Fabrication Properties
Weldability
Welding of 7012 is challenging in high-strength tempers because the heat-affected zone (HAZ) will soften due to dissolution and coarsening of strengthening precipitates. Gas tungsten arc (TIG) or gas metal arc (MIG) welding is possible with appropriate filler alloys (e.g., lower-strength 5xxx or specially formulated 7xxx fillers), but joint design must account for reduced HAZ strength and potential for hot cracking; pre- and post-weld treatments can mitigate some issues.
Machinability
Machinability of 7012 is generally good in overaged or annealed conditions but becomes more challenging in peak-aged tempers due to increased hardness and strength. Carbide tooling, rigid fixturing, and conservative feed rates are recommended to control tool wear; chip formation tends toward short segmented chips if feed rates and tool geometry are optimized.
Formability
Formability is best in annealed (O) tempers and diminishes rapidly with increased tempering.

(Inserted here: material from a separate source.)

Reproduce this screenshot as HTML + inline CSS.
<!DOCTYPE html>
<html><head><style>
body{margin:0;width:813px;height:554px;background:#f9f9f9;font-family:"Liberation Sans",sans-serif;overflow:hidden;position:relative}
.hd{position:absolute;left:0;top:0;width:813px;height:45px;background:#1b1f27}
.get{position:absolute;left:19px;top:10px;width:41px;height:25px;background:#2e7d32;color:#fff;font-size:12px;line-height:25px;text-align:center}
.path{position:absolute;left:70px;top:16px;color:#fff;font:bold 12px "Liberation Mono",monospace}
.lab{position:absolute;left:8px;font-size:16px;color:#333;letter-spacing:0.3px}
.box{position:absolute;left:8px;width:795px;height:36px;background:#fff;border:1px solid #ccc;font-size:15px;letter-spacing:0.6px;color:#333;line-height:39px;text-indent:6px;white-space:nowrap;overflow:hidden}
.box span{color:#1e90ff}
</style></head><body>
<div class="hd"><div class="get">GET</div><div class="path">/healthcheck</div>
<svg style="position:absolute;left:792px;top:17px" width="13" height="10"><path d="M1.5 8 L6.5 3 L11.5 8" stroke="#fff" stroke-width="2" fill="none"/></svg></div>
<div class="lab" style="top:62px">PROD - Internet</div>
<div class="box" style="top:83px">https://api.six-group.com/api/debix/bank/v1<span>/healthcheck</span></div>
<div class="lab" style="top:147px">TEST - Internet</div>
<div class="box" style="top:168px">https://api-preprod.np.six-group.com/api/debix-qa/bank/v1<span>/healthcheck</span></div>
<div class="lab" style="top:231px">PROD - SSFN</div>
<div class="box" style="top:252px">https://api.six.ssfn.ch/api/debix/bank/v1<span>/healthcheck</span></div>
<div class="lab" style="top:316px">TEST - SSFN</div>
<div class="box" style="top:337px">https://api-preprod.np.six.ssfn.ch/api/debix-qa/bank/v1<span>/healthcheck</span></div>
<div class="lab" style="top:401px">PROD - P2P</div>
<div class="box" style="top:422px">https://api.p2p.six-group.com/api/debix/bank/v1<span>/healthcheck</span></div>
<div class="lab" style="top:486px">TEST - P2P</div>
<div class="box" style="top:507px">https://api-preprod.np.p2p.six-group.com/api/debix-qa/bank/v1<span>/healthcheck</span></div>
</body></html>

Minimum bend radii and draw limits should reference supplier data; when forming is required for parts that will be strength-treated, perform forming in the O condition followed by solution treatment and age hardening, or use pre-aged tempers (T5) for moderate forming with less property loss.
Heat Treatment Behavior
7012 is heat-treatable and follows classical precipitation hardening steps: solution treatment, quench, and artificial aging. Typical solution treatment temperatures are in the range of approximately 470–500 °C depending on section size and composition, held long enough to dissolve soluble phases and homogenize the microstructure.
Quenching must be rapid to retain supersaturated solid solution; water quenching or polymer quenches are common for thin sections, while thicker sections require careful control to avoid quench-induced distortion and variation in properties. Artificial aging is performed at moderate temperatures (typically 120–170 °C) to precipitate strengthening MgZn2-type phases; peak-aged conditions (T6) deliver maximum strength while overaging (T7) increases toughness and corrosion resistance.

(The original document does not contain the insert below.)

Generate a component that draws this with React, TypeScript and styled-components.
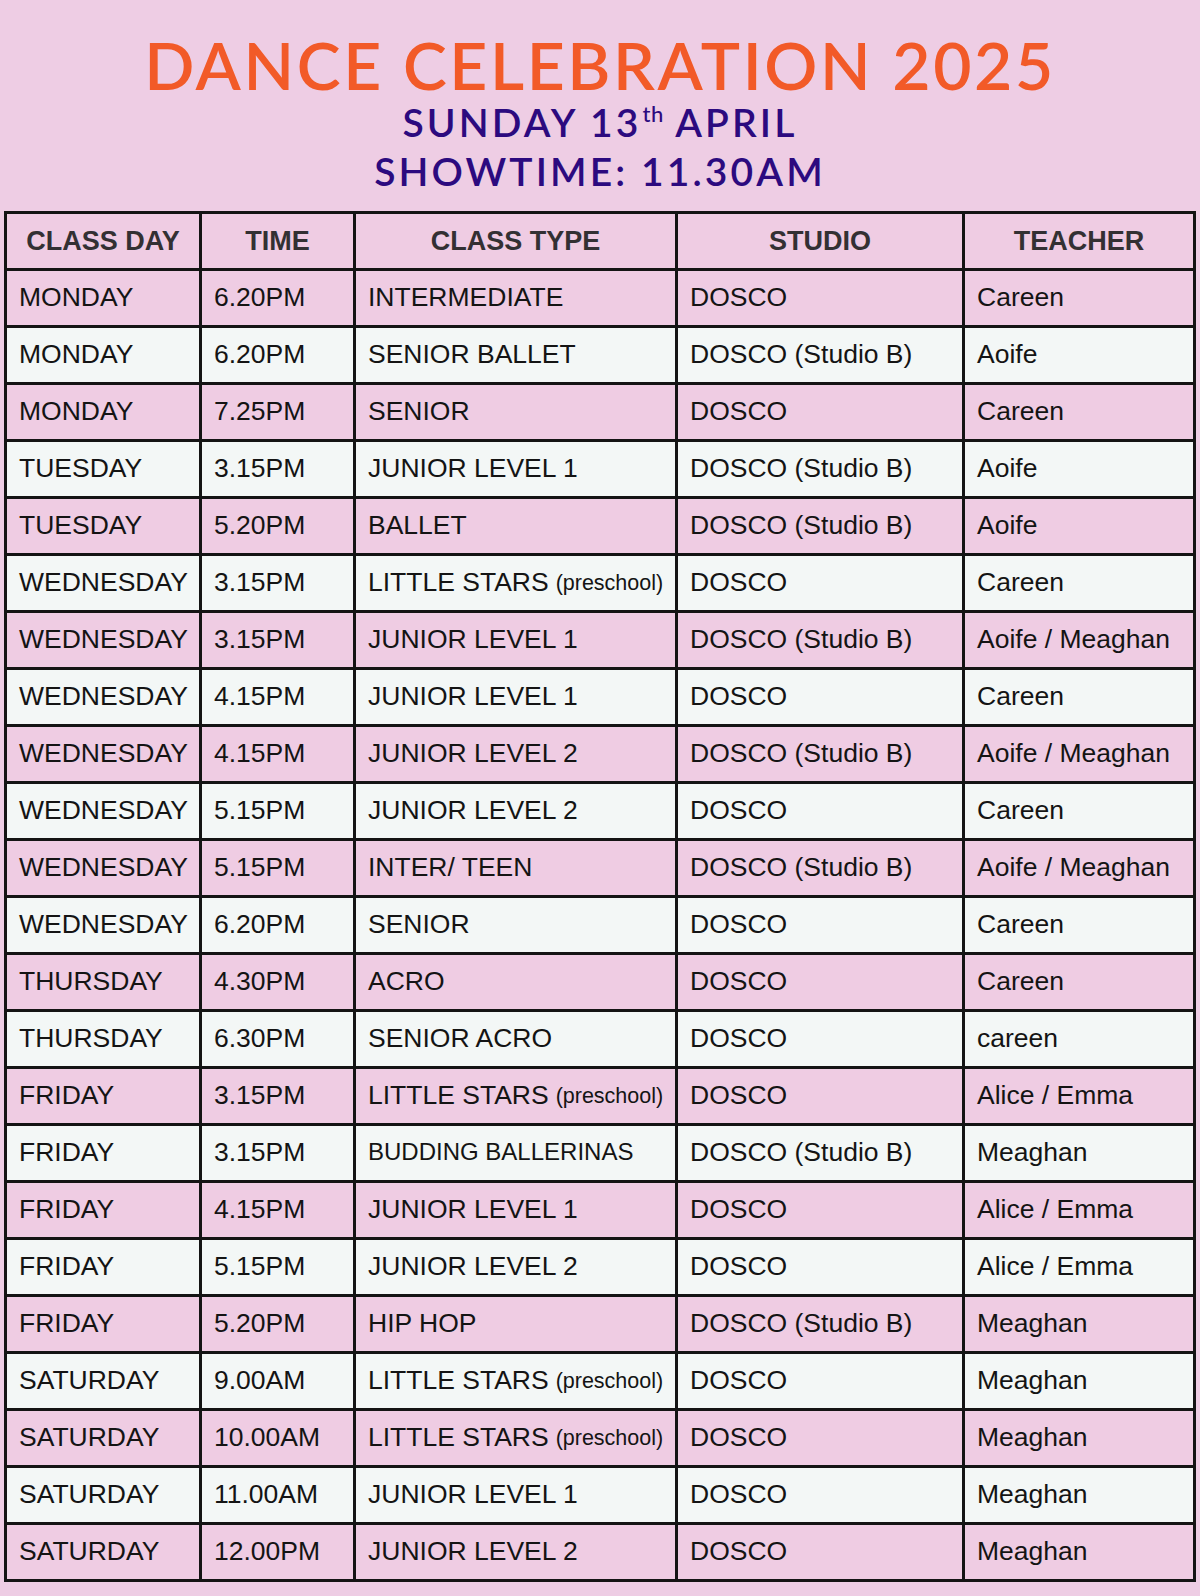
import React from "react";
import styled, { createGlobalStyle } from "styled-components";

const Global = createGlobalStyle`
  html, body {
    margin: 0;
    padding: 0;
    background: #eecde4;
  }
  body {
    font-family: "Liberation Sans", Arial, sans-serif;
  }
`;

const Page = styled.div`
  width: 1200px;
  min-height: 1596px;
  background: #eecde4;
  display: flex;
  flex-direction: column;
  align-items: center;
`;

const Heading = styled.header`
  padding-top: 32px;
  display: flex;
  flex-direction: column;
  align-items: center;
  font-family: Lato, "Open Sans", sans-serif;
`;

const Title = styled.h1`
  margin: 0;
  font-size: 66px;
  line-height: 66px;
  font-weight: 600;
  letter-spacing: 2.6px;
  color: #f25a28;
  white-space: nowrap;
`;

const SubLine = styled.div`
  font-size: 39px;
  line-height: 49px;
  font-weight: 600;
  letter-spacing: 3.1px;
  color: #2c0a7f;
  white-space: nowrap;
`;

const Sup = styled.sup`
  font-size: 22px;
  line-height: 0;
  letter-spacing: 0.5px;
  vertical-align: 15px;
  font-weight: 500;
  margin-left: 1px;
`;

const Table = styled.div`
  margin-top: 15px;
  width: 1192px;
  display: flex;
  flex-direction: column;
  gap: 3px;
  padding: 3px;
  box-sizing: border-box;
  background: #141414;
`;

const Row = styled.div<{ $tone: "pink" | "white" }>`
  display: grid;
  grid-template-columns: 192px 151px 319px 284px 228px;
  gap: 3px;
  height: 54px;
  & > * {
    background: ${(p) => (p.$tone === "pink" ? "#efcce3" : "#f3f7f6")};
  }
`;

const HeadCell = styled.div`
  display: flex;
  align-items: center;
  justify-content: center;
  font-family: "Liberation Sans", Arial, sans-serif;
  font-weight: 700;
  font-size: 27px;
  color: #333033;
  white-space: nowrap;
`;

const Cell = styled.div<{ $small?: boolean }>`
  display: flex;
  align-items: center;
  padding-left: 12px;
  padding-bottom: 2px;
  box-sizing: border-box;
  font-family: "Liberation Sans", Arial, sans-serif;
  font-size: ${(p) => (p.$small ? "24px" : "26.5px")};
  color: #141414;
  white-space: nowrap;
  overflow: hidden;
`;

const Note = styled.span`
  font-size: 21.5px;
  margin-left: 7px;
  padding-top: 3px;
`;

type Entry = [string, string, string, string, string];

const rows: Entry[] = [
  ["MONDAY", "6.20PM", "INTERMEDIATE", "DOSCO", "Careen"],
  ["MONDAY", "6.20PM", "SENIOR BALLET", "DOSCO (Studio B)", "Aoife"],
  ["MONDAY", "7.25PM", "SENIOR", "DOSCO", "Careen"],
  ["TUESDAY", "3.15PM", "JUNIOR LEVEL 1", "DOSCO (Studio B)", "Aoife"],
  ["TUESDAY", "5.20PM", "BALLET", "DOSCO (Studio B)", "Aoife"],
  ["WEDNESDAY", "3.15PM", "LITTLE STARS|(preschool)", "DOSCO", "Careen"],
  ["WEDNESDAY", "3.15PM", "JUNIOR LEVEL 1", "DOSCO (Studio B)", "Aoife / Meaghan"],
  ["WEDNESDAY", "4.15PM", "JUNIOR LEVEL 1", "DOSCO", "Careen"],
  ["WEDNESDAY", "4.15PM", "JUNIOR LEVEL 2", "DOSCO (Studio B)", "Aoife / Meaghan"],
  ["WEDNESDAY", "5.15PM", "JUNIOR LEVEL 2", "DOSCO", "Careen"],
  ["WEDNESDAY", "5.15PM", "INTER/ TEEN", "DOSCO (Studio B)", "Aoife / Meaghan"],
  ["WEDNESDAY", "6.20PM", "SENIOR", "DOSCO", "Careen"],
  ["THURSDAY", "4.30PM", "ACRO", "DOSCO", "Careen"],
  ["THURSDAY", "6.30PM", "SENIOR ACRO", "DOSCO", "careen"],
  ["FRIDAY", "3.15PM", "LITTLE STARS|(preschool)", "DOSCO", "Alice / Emma"],
  ["FRIDAY", "3.15PM", "~BUDDING BALLERINAS", "DOSCO (Studio B)", "Meaghan"],
  ["FRIDAY", "4.15PM", "JUNIOR LEVEL 1", "DOSCO", "Alice / Emma"],
  ["FRIDAY", "5.15PM", "JUNIOR LEVEL 2", "DOSCO", "Alice / Emma"],
  ["FRIDAY", "5.20PM", "HIP HOP", "DOSCO (Studio B)", "Meaghan"],
  ["SATURDAY", "9.00AM", "LITTLE STARS|(preschool)", "DOSCO", "Meaghan"],
  ["SATURDAY", "10.00AM", "LITTLE STARS|(preschool)", "DOSCO", "Meaghan"],
  ["SATURDAY", "11.00AM", "JUNIOR LEVEL 1", "DOSCO", "Meaghan"],
  ["SATURDAY", "12.00PM", "JUNIOR LEVEL 2", "DOSCO", "Meaghan"],
];

function ClassType({ value }: { value: string }) {
  if (value.startsWith("~")) {
    return <Cell $small>{value.slice(1)}</Cell>;
  }
  const [main, note] = value.split("|");
  return (
    <Cell>
      {main}
      {note && <Note>{note}</Note>}
    </Cell>
  );
}

export default function App() {
  return (
    <Page>
      <Global />
      <Heading>
        <Title>DANCE CELEBRATION 2025</Title>
        <SubLine>
          SUNDAY 13<Sup>th</Sup> APRIL
        </SubLine>
        <SubLine>SHOWTIME: 11.30AM</SubLine>
      </Heading>
      <Table>
        <Row $tone="pink">
          <HeadCell>CLASS DAY</HeadCell>
          <HeadCell>TIME</HeadCell>
          <HeadCell>CLASS TYPE</HeadCell>
          <HeadCell>STUDIO</HeadCell>
          <HeadCell>TEACHER</HeadCell>
        </Row>
        {rows.map((r, i) => (
          <Row key={i} $tone={i % 2 === 0 ? "pink" : "white"}>
            <Cell>{r[0]}</Cell>
            <Cell>{r[1]}</Cell>
            <ClassType value={r[2]} />
            <Cell>{r[3]}</Cell>
            <Cell>{r[4]}</Cell>
          </Row>
        ))}
      </Table>
    </Page>
  );
}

T temper transitions involve the balance between applying strain hardening (H tempers) and thermal aging; T651 specifically denotes a T6 temper with stress relief by stretching after quench and before aging to reduce residual distortion. The heat-treatment window is narrower than many 6xxx alloys, requiring tighter process control for repeatable results.
High-Temperature Performance
Mechanical strength of 7012 deteriorates with temperature, with noticeable reductions above approximately 100 °C and more pronounced losses approaching 150–200 °C. Creep resistance at elevated temperatures is limited compared with specialized high-temperature alloys, so continuous operation is typically restricted to moderate temperatures where adequate strength retention is maintained.
Oxidation is not generally a limiting factor at common service temperatures, but microstructural changes during prolonged thermal exposure (overaging and coarsening of precipitates) reduce static and fatigue strength. The HAZ from welding can be particularly susceptible to property degradation when exposed to elevated temperatures, demanding caution for any service involving thermal cycling or sustained heat.
Applications
| Industry | Example Component | Why 7012 Is Used |
|---|---|---|
| Aerospace | Fittings, brackets | High strength-to-weight and good fatigue performance |
| Marine | Structural brackets | Balance of strength and reparable corrosion practices |
| Automotive | Lightweight structural components | Enhanced static strength for weight-sensitive parts |
| Defense | Weapon mounts, small structural parts | High strength with tailored toughness |
| Electronics | Structural frames, heat spreaders | Structural stiffness and acceptable thermal conductivity |
7012 is applied where designers require a combination of high static strength and good fatigue properties while accepting trade-offs in formability and weldability. Its use is often targeted to components where weight reduction drives performance and where post-forming heat treatment can be economically applied.
Selection Insights
7012 should be selected when a high-strength, heat-treatable aluminum with reasonable fatigue resistance is required and when designers can accommodate controlled processing and corrosion protection. It is a choice for components that benefit from age-hardening and where dimensional stability can be achieved via T651-style treatments.
Compared with commercially pure aluminum (e.g., 1100), 7012 trades significantly reduced electrical and thermal conductivity and lower formability for far higher static strength and fatigue capability. Against common work-hardened alloys (e.g., 3003, 5052), 7012 provides much higher strength but often needs coatings or cladding to match corrosion performance. Versus widely used heat-treatable alloys like 6061 or 6063, 7012 offers higher peak strength in many tempers but may be chosen less often when maximum corrosion resistance, weldability, or simple extrudability are primary concerns.
Engineers should weigh strength needs, fatigue life, corrosion mitigation strategies, production capability for heat treatment, and unit cost/availability when choosing 7012 over neighboring alloy families.
Closing Summary
7012 remains relevant as a specialized high-strength aluminum alloy that delivers an attractive strength-to-weight ratio and solid fatigue behavior when processed under controlled heat-treatment and fabrication practices. Its use is justified in applications where structural performance outweighs the penalties in formability, weldability and corrosion exposure, and where careful metallurgical control can be applied to optimize both mechanical and durability outcomes.